Reliability refers to how dependably or consistently a test measures a characteristic. If a person takes the test again, will he or she get a similar test score, or a much different score? A test that yields similar scores for a person who repeats the test is said to measure a characteristic reliably.
How do we account for an individual who does not get exactly the same test score every time he or she takes the test? Some possible reasons are the following:
- Test taker’s temporary psychological or physical state. Test performance can be influenced by a person’s psychological or physical state at the time of testing. For example, differing levels of anxiety, fatigue, or motivation may affect the applicant’s test results.
- Environmental factors. Differences in the testing environment, such as room temperature, lighting, noise, or even the test administrator, can influence an individual’s test performance.
- Test form. Many tests have more than one version or form. Items differ on each form, but each form is supposed to measure the same thing. Different forms of a test are known as parallel forms or alternate forms. These forms are designed to have similar measurement characteristics, but they contain different items. Because the forms are not exactly the same, a test taker might do better on one form than on another.
- Multiple raters. In certain tests, scoring is determined by a rater’s judgments of the test taker’s performance or responses. Differences in training, experience, and frame of reference among raters can produce different test scores for the test taker.
Types of reliability estimates
There are several types of reliability estimates, each influenced by different sources of measurement error. Test developers have the responsibility of reporting the reliability estimates that are relevant for a particular test. Before deciding to use a test, read the test manual and any independent reviews to determine if its reliability is acceptable. The acceptable level of reliability will differ depending on the type of test and the reliability estimate used.
The discussion in Table 2 should help you develop some familiarity with the different kinds of reliability estimates reported in test manuals and reviews.
Test-retest reliability indicates the repeatability of test scores with the passage of time. This estimate also reflects the stability of the characteristic or construct being measured by the test.

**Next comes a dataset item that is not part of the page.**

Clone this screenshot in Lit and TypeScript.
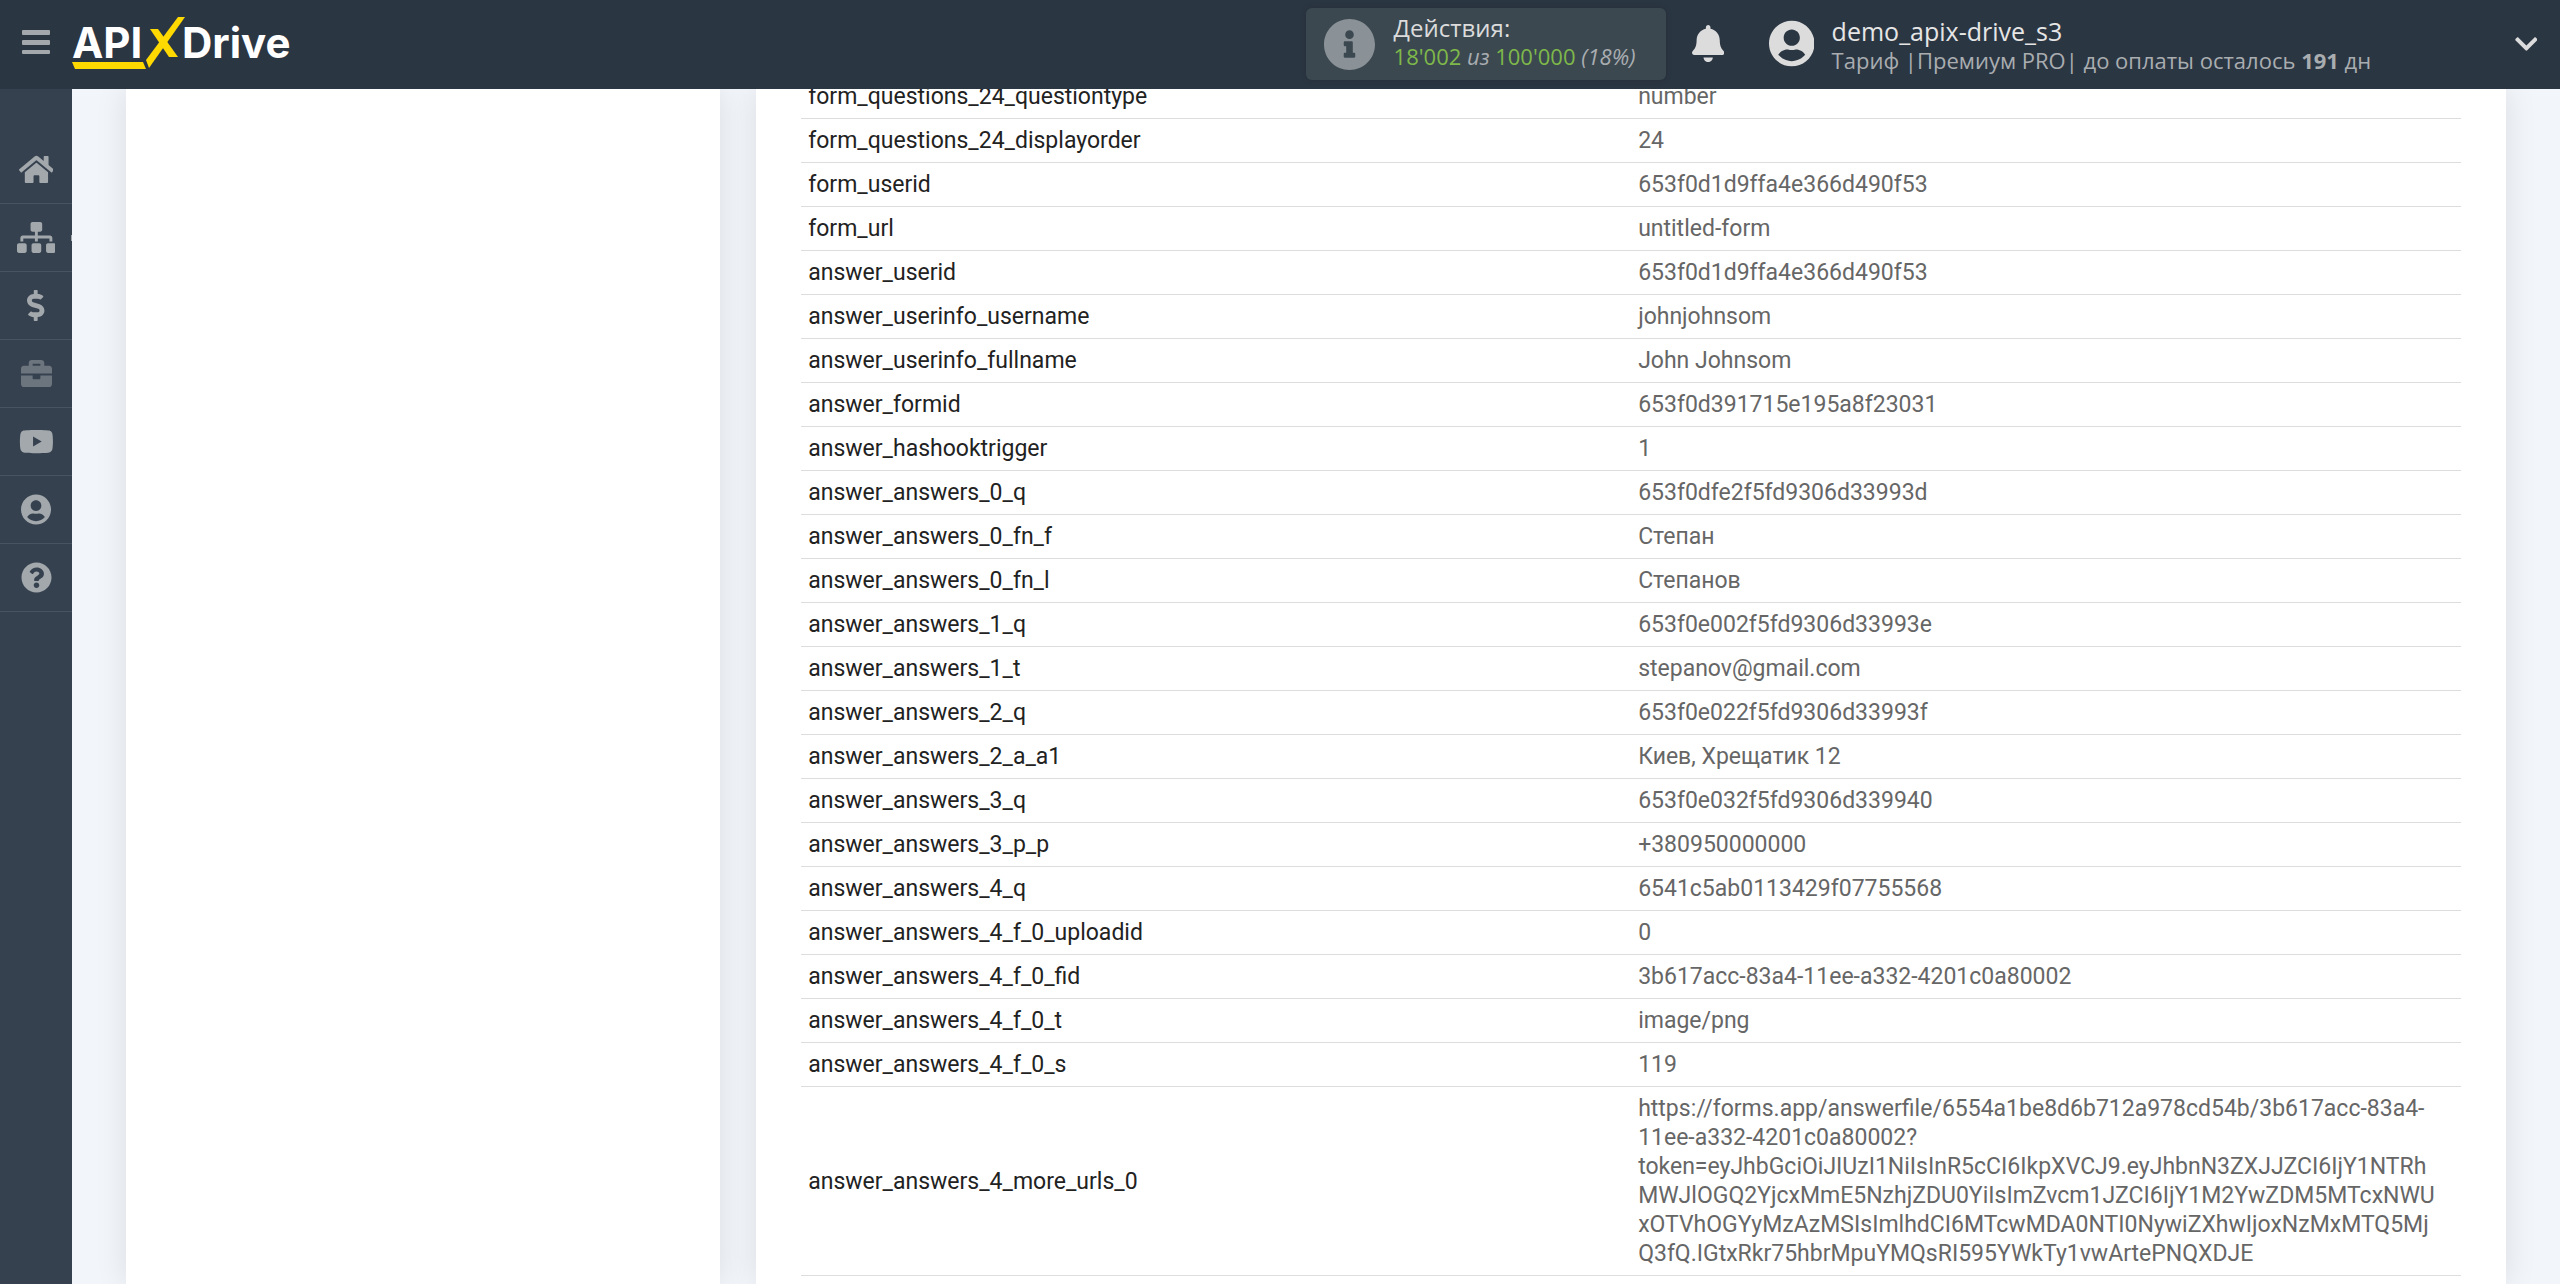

Some constructs are more stable than others. For example, an individual’s reading ability is more stable over a particular period of time than that individual’s anxiety level. Therefore, you would expect a higher test-retest reliability coefficient on a reading test than you would on a test that measures anxiety.
Alternate or parallel form reliability indicates how consistent test scores are likely to be if a person takes two or more forms of a test.
- A high parallel form reliability coefficient indicates that the different forms of the test are very similar which means that it makes virtually no difference which version of the test a person takes. On the other hand, a low parallel form reliability coefficient suggests that the different forms are probably not comparable; they may be measuring different things and therefore cannot be used interchangeably.
- Inter-rater reliability indicates how consistent test scores are likely to be if the test is scored by two or more raters.
On some tests, raters evaluate responses to questions and determine the score. Differences in judgments among raters are likely to produce variations in test scores. A high inter-rater reliability coefficient indicates that the judgment process is stable and the resulting scores are reliable.
Inter-rater reliability coefficients are typically lower than other types of reliability estimates. However, it is possible to obtain higher levels of inter-rater reliabilities if raters are appropriately trained.
- Internal consistency reliability indicates the extent to which items on a test measure the same thing.
A high internal consistency reliability coefficient for a test indicates that the items on the test are very similar to each other in content (homogeneous). It is important to note that the length of a test can affect internal consistency reliability. For example, a very lengthy test can spuriously inflate the reliability coefficient.
Tests that measure multiple characteristics are usually divided into distinct components. Manuals for such tests typically report a separate internal consistency reliability coefficient for each component in addition to one for the whole test.
Test manuals and reviews report several kinds of internal consistency reliability estimates. Each type of estimate is appropriate under certain circumstances. The test manual should explain why a particular estimate is reported.